Место локальных художественных традиций в истории иконописания средневековой Руси, надо признаться, определяется все еще условно, предварительно, в ожидании более обоснованных выводов. Приближение к ним в конечном счете зависит от количественного и качественного показателей: от раскрытых и введенных в научный оборот ранее неизвестных икон и их научной интерпретации. Каждое из произведений уникально, хотя никак не изолировано от никогда не пресекавшейся линии развития, о которой могут дать представление максимально учтенные образцы. Топографическая схема находок позволяет судить об ареале распространения продукции определенных мастерских: ведь далеко не всегда обнаруженные иконы есть основания приписать местным мастерам. Вообще тенденциозность, независимо от ее направленности, оказывается тяжелым камнем, о который порой запинаются даже весьма опытные исследователи, и ее преодоление далеко не каждому по плечу. Отсюда столь необъяснимая эволюция взглядов и противоречивые суждения, сильно затрудняющие определение исторического места каждого памятника и, соответственно, той стилистической группы, и далее – целого художественного направления, которые он представляет. Все это неизбежно приходится учитывать историку искусства, обратившемуся к изучению ростовской иконописи в хронологических пределах XIII – XV вв.

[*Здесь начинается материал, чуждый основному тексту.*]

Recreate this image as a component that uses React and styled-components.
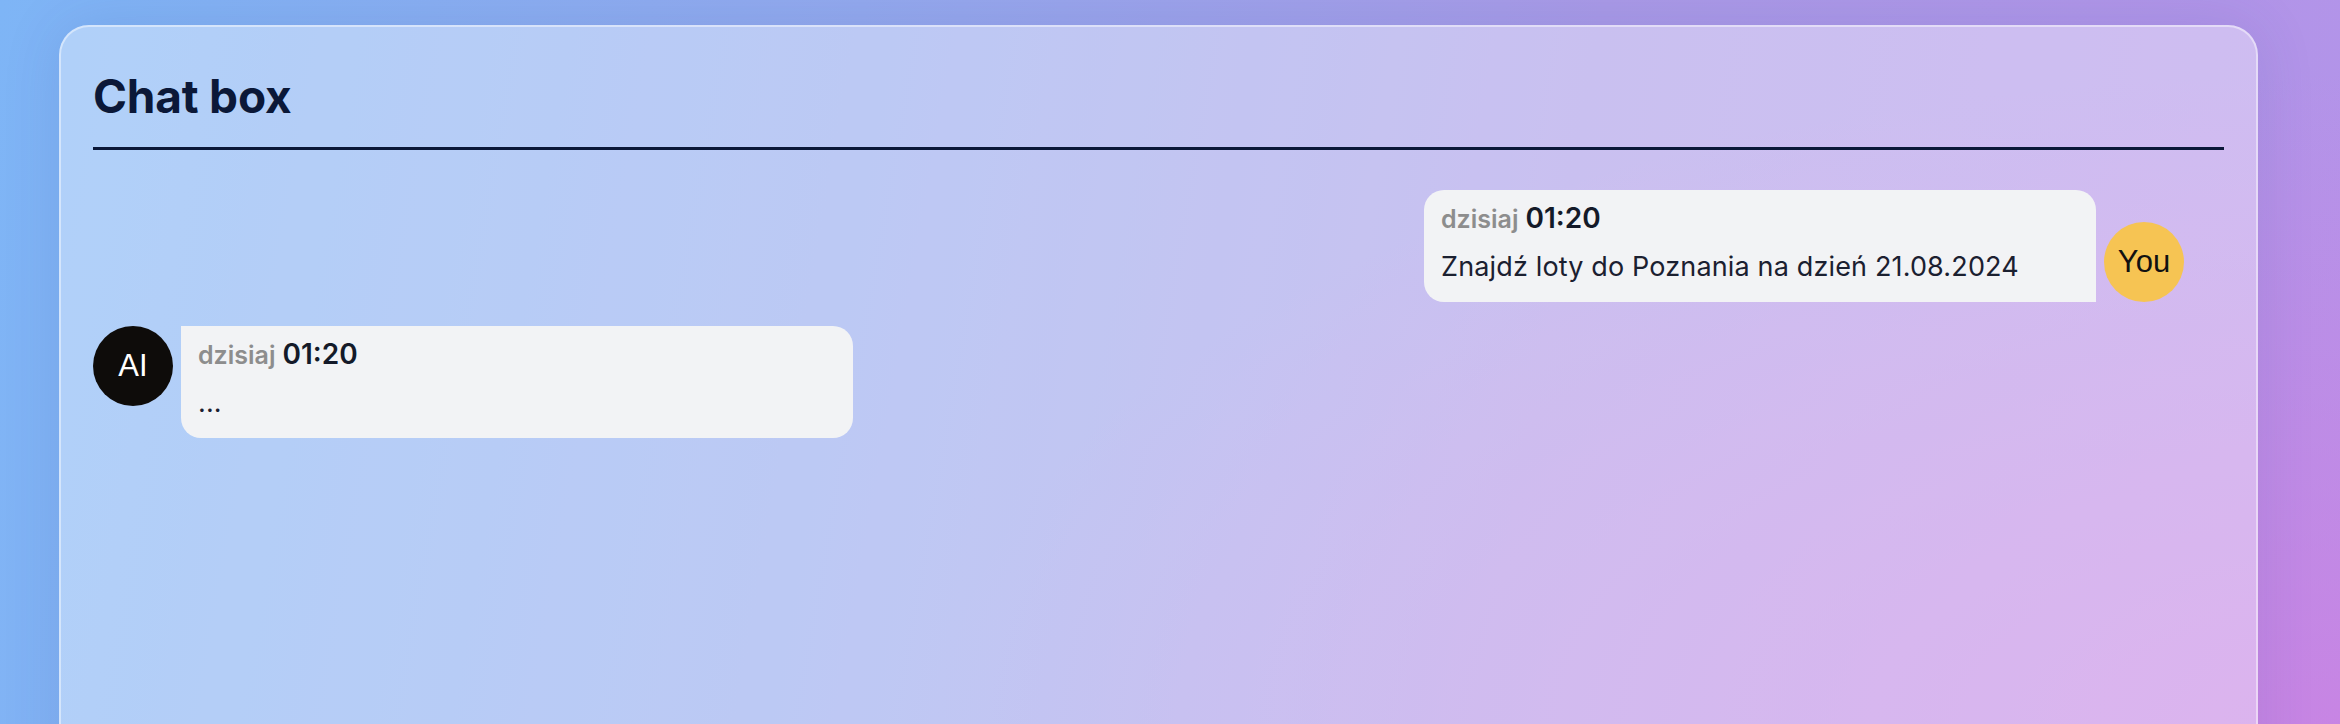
import styled, { createGlobalStyle } from "styled-components";

const GlobalStyle = createGlobalStyle`
  html, body {
    margin: 0;
    padding: 0;
    height: 100%;
    overflow: hidden;
  }
  body {
    font-family: Inter, "Noto Sans", sans-serif;
    background:
      radial-gradient(ellipse 60% 90% at 100% 100%, rgba(206, 128, 226, 0.75), rgba(206, 128, 226, 0) 100%),
      linear-gradient(100deg, #7eb5f6 0%, #93a9ee 35%, #a99ae7 65%, #b493e9 100%);
  }
`;

const messages = [
  {
    id: 1,
    author: "user",
    day: "dzisiaj",
    time: "01:20",
    text: "Znajdź loty do Poznania na dzień 21.08.2024",
  },
  {
    id: 2,
    author: "ai",
    day: "dzisiaj",
    time: "01:20",
    text: "...",
  },
];

const App = () => {
  return (
    <>
      <GlobalStyle />
      <PageStyled>
        <CardStyled>
          <Header>
            <h1>Chat box</h1>
          </Header>
          <MessageList>
            {messages.map((message) => (
              <Row key={message.id} $mine={message.author === "user"}>
                {message.author === "ai" && <Avatar $ai>AI</Avatar>}
                <Bubble $mine={message.author === "user"}>
                  <Meta>
                    <span className="day">{message.day}</span>
                    <span className="time">{message.time}</span>
                  </Meta>
                  <Text>{message.text}</Text>
                </Bubble>
                {message.author === "user" && <Avatar>You</Avatar>}
              </Row>
            ))}
          </MessageList>
        </CardStyled>
      </PageStyled>
    </>
  );
};

const PageStyled = styled.main`
  height: 100vh;
  box-sizing: border-box;
  padding: 25px 82px 0 59px;
  display: flex;
  align-items: flex-start;
`;

const CardStyled = styled.section`
  flex: 1;
  min-height: 780px;
  box-sizing: border-box;
  padding: 0 32px;
  border: 2px solid rgba(255, 255, 255, 0.45);
  border-radius: 30px;
  background: rgba(255, 255, 255, 0.38);
  box-shadow: 0 0 60px rgba(40, 60, 140, 0.12);
  display: flex;
  flex-direction: column;
`;

const Header = styled.header`
  padding-top: 42px;
  padding-bottom: 23px;
  border-bottom: 3px solid #0b1838;
  h1 {
    margin: 0;
    font-size: 46px;
    line-height: 1.2;
    font-weight: 700;
    color: #0b1838;
    letter-spacing: -0.2px;
  }
`;

const MessageList = styled.div`
  padding: 40px 40px 0 0;
  display: flex;
  flex-direction: column;
  gap: 24px;
`;

const Row = styled.div`
  display: flex;
  gap: 8px;
  justify-content: ${(p) => (p.$mine ? "flex-end" : "flex-start")};
  align-items: ${(p) => (p.$mine ? "flex-end" : "flex-start")};
`;

const Avatar = styled.div`
  width: 80px;
  height: 80px;
  flex-shrink: 0;
  border-radius: 50%;
  display: grid;
  place-items: center;
  font-family: "Liberation Sans", Arial, sans-serif;
  font-size: 31px;
  background-color: ${(p) => (p.$ai ? "#0e0c0a" : "#f6c453")};
  color: ${(p) => (p.$ai ? "#ffffff" : "#111111")};
`;

const Bubble = styled.div`
  width: 672px;
  height: 112px;
  box-sizing: border-box;
  padding: 10px 17px 0;
  background-color: #f2f3f5;
  border-radius: ${(p) => (p.$mine ? "20px 20px 0 20px" : "0 20px 20px 20px")};
`;

const Meta = styled.div`
  line-height: 36px;
  display: flex;
  align-items: baseline;
  gap: 7px;
  .day {
    font-size: 25px;
    font-weight: 600;
    color: #8d8d8d;
  }
  .time {
    font-size: 28px;
    font-weight: 600;
    color: #141a29;
  }
`;

const Text = styled.p`
  margin: 12px 0 0;
  font-size: 27px;
  line-height: 36px;
  letter-spacing: 0.15px;
  color: #1b2030;
`;

export default App;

Истоки ростовской иконописи явно византийские, но о том, как именно происходило ее становление на региональном уровне, – можно лишь догадываться, давая себе отчет в том, что наши представления неизбежно субъективны. Ведь нет у нас перед глазами ни сохранившихся здесь греческих образцов XI – XII вв., ни примеров их усвоения, позволяющих дать качественную характеристику. Во всяком случае, невозможно заглянуть глубже начала XIII в. в историю развития иконописания как в Ростове, так и других городах его обширнейшей епархии, из которой в 1215 г. выделилась Владимирская. Именно с Владимиром предположительно связывается происхождение двух византинизирующих икон: «Спас Эммануил с архангелами» и «Деисус: Спас, Богоматерь, Иоанн Предтеча», выполненных около 1200 г. или несколько позже1. Могли ли эти композиции украшать алтарную преграду или находились над церковными входами, – нельзя сказать определенно. Не менее трудно установить с указанными произведениями генетическую связь иных, более поздних икон, не исключая также изысканную по исполнению ярославскую икону Спаса2. Если принять версию о местных мастерах, то путь ростовской иконописи явно был бы совершенно иным, отличающимся от прослеживаемого.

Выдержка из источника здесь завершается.